A Shot of Snake on the Rocks



A Shot of Snake on the Rocks


I was only eighteen. And yet, I had already won the rank of Lance Corporal in the USMC as well as the right to carry the M-60 machine gun. The M-60 was the most powerful weapon my unit was issued and there was only one per platoon. That totaled five M-60’s in a company of 250 marines. One marine with an M-60 and a nine-yard striing of rounds can kill an entire platoon in less than ten seconds. I was the only Marine carrying one who was not a non-commissioned officer. I had been in the Coprs less than two years, so to become one of those five made me the object of a lot of jealousy. There were sergeants and staff-sergeants who had been after an M-60 for years.
It was one of those sergeants that gave me an all night watch when we were on maneuvers in the Mojave desert. It was the single most boring assignment I had ever pulled. We were in base camp. There was a communication system in the command tent that required twenty-four hour attention. I got the midnight til six a.m. shift. It was a six hour stretch of silence that went totally unbroken. The only thing I had to occupy myself with was a handbook on desert survival. Towards the back of the book was a section on desert dwelling animals. Since I was in the Mojave desert, the page on the Mojave Rattle Snake caught my attention. It is the only page in the whole book that I still remember.
It said the Mojave rattler was unique among rattle snakes for two reasons. First: its venom is both a neurotoxin and a hemotoxin. It poisons your blood and your nervous system. Most poisonous snakes do one or the other. Very few do both. Second: it is one of the few snakes in the world (not just rattle snakes) that has an aggressive personality and is known to attack opponents bigger than itself without being provoked. Most snakes will leave you alone if you leave them alone.

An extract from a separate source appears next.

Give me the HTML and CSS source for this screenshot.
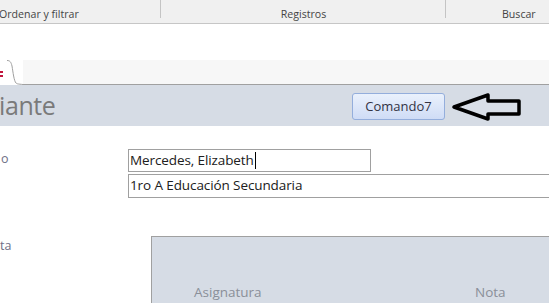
FILE: index.html
```html
<!DOCTYPE html>
<html>
	<head>
		<meta charset="utf-8">
		<title>Estudiante</title>
		<link rel="stylesheet" href="styles.css">
	</head>

	<body>
		<header class="ribbon">
			<div class="group group-sort">Ordenar y filtrar</div>
			<div class="group group-records">Registros</div>
			<div class="group group-find">Buscar</div>
		</header>

		<div class="blank"></div>

		<nav class="tabs">
			<div class="tab">
				<span class="tab-mark"></span>
				<svg class="tab-edge" width="20" height="25" viewBox="0 0 20 25">
					<path d="M0 0 L4 0 C7 0 8 2 9 6 C10 12 11 21 13 23 C14 24 15 24 20 24 L20 25 L0 25 Z" fill="#ffffff"/>
					<path d="M4 0.5 C7 0.5 8 2 9 6 C10 12 11 21 13 23 C14 24 15 24 20 24.5" fill="none" stroke="#a0a0a0" stroke-width="1"/>
				</svg>
			</div>
			<div class="tab-rest"></div>
		</nav>

		<section class="band">
			<h1 class="title">iante</h1>
			<button class="command">Comando7</button>
			<svg class="arrow" width="72" height="30" viewBox="0 0 72 30">
				<path d="M3 15 L37 3 L37 9 L68 9 L68 22 L37 22 L37 27 Z" fill="#d9dfe8" stroke="#000000" stroke-width="3.5" stroke-linejoin="round"/>
			</svg>
		</section>

		<main class="form">
			<div class="row row-name">
				<label class="label">o</label>
				<div class="field field-name">Mercedes, Elizabeth<span class="caret"></span></div>
			</div>
			<div class="row row-course">
				<span class="label"></span>
				<div class="field field-course">1ro A Educación Secundaria</div>
			</div>
			<div class="row row-grades">
				<label class="label label-grades">ta</label>
				<div class="subform">
					<span class="col col-subject">Asignatura</span>
					<span class="col col-grade">Nota</span>
				</div>
			</div>
		</main>
	</body>

</html>
```

FILE: styles.css
```css
html, body {
	margin: 0;
	padding: 0;
	overflow: hidden;
	background: #ffffff;
}
body {
	width: 549px;
	height: 303px;
	font-family: "Open Sans", "Noto Sans", sans-serif;
}

/* ribbon group labels */
.ribbon {
	display: grid;
	grid-template-columns: 161px 285px 1fr;
	height: 23px;
	background: #f0f0f0;
	border-bottom: 1px solid #c6c6c6;
	font-size: 10.6px;
	color: #444444;
}
.group {
	line-height: 29px;
	height: 23px;
	white-space: nowrap;
}
.group-sort,
.group-records {
	background: linear-gradient(#c4c4c4, #c4c4c4) right top / 1px 18px no-repeat;
}
.group-sort {
	margin-left: -1px;
}
.group-records {
	text-align: center;
}
.group-find {
	padding-left: 56px;
}

.blank {
	height: 36px;
}

/* object tabs */
.tabs {
	height: 25px;
	background: #f7f7f7;
	display: flex;
}
.tab {
	display: flex;
	background: #ffffff;
}
.tab-mark {
	width: 3px;
	height: 6px;
	margin-top: 11px;
	border-top: 2px solid #c0143c;
	border-bottom: 2px solid #c0143c;
	box-sizing: border-box;
}
.tab-rest {
	flex: 1;
	border-bottom: 1px solid #a0a0a0;
}

/* form header */
.band {
	display: flex;
	align-items: center;
	height: 41px;
	background: #d6dce5;
	padding-right: 26px;
}
.title {
	flex: 1;
	margin: 0 0 0 -1px;
	font-family: "Open Sans", sans-serif;
	font-weight: 400;
	font-size: 25px;
	color: #7a7a7a;
	line-height: 41px;
	letter-spacing: -0.4px;
}
.command {
	width: 93px;
	height: 27px;
	margin-right: 6px;
	margin-top: 1px;
	border: 1px solid #94aedc;
	border-radius: 3px;
	background: linear-gradient(#eaf1fc, #cfdcf6);
	font-family: "Open Sans", sans-serif;
	font-size: 13px;
	color: #333344;
	padding: 0;
}
.arrow {
	display: block;
	margin-top: 3px;
}

/* form body */
.form {
	padding-top: 23px;
}
.row {
	display: grid;
	grid-template-columns: 128px 1fr;
}
.label {
	font-size: 12.5px;
	color: #6f6f86;
	padding-left: 1px;
	line-height: 20px;
}
.field {
	height: 21px;
	border: 1px solid #a0a0a0;
	font-size: 13.5px;
	line-height: 21px;
	color: #202020;
	padding-left: 1px;
	white-space: nowrap;
	overflow: hidden;
	letter-spacing: -0.1px;
}
.field-name {
	width: 240px;
}
.caret {
	display: inline-block;
	width: 1px;
	height: 17px;
	margin-left: 1px;
	background: #000000;
	vertical-align: -4px;
}
.row-course {
	margin-top: 2px;
}
.field-course {
	height: 22px;
	border-right: none;
}
.row-grades {
	margin-top: 38px;
	grid-template-columns: 151px 1fr;
}
.label-grades {
	margin-top: 0;
	margin-left: -1px;
}
.subform {
	height: 80px;
	background: #d6dce5;
	border: 1px solid #a0a0a0;
	border-right: none;
	display: flex;
	align-items: flex-end;
	padding-bottom: 14px;
	box-sizing: border-box;
	font-size: 13.5px;
	color: #8a8f99;
}
.col-subject {
	margin-left: 42px;
	width: 281px;
}
```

The Mojave rattler attacks. After I finished the handbook I had five hours to think about Mojave rattlers.
Three days later my platoon went out into the field for a week. We had live ammunition. On the morning of the fourth day we were awake and moving before the sun rose. I was exhausted from the march. I was tired from lack of sleep. I was hungry because we started before breakfast and I knew we wouldn’t stop for about three hours. We were walking through a narrow corridor. There were all kinds of brush, undergrowth, and cacti growing around the rocks. Just as the path bent and a large pillar of rock cast a shadow across the road, I heard it.
At first I thought a metal clasp had broken loose from my pack. Then I realized that the clicks were much faster than my pace. I stopped. The rattle did not stop. I looked to my left at a rock the size of a jeep’s tire. The rattle was still rattling. The survival handbook page on the Mojave rattler flashed through my mind. The words “venom” and “aggressive” stood in the fore front. Something under the right lip of the rock moved. My hand reacted without me telling it to. I fired half my string of bullets at the ground under and around the rock. Marines scattered in every direction, diving for cover. When the echoes died the platoon got to their feet. No one was hurt, except for the sergeant who gave me the overnight watch. He landed on a cactus. There had been something under the rock. I don’t know what it was because we only found a few pieces of it.
When we got back to base camp I got yelled at by an entire tent full of men with brass on their shoulders. They did not take the M-60 from me. In fact, they didn’t give me any sort of punishment at all beyond the yelling. As I was leaving the tent with my tail tucked properly between my legs I heard on of them say, At least he hit what he was shooting at.”
I never got invited back out to the desert. I can’t imagine why.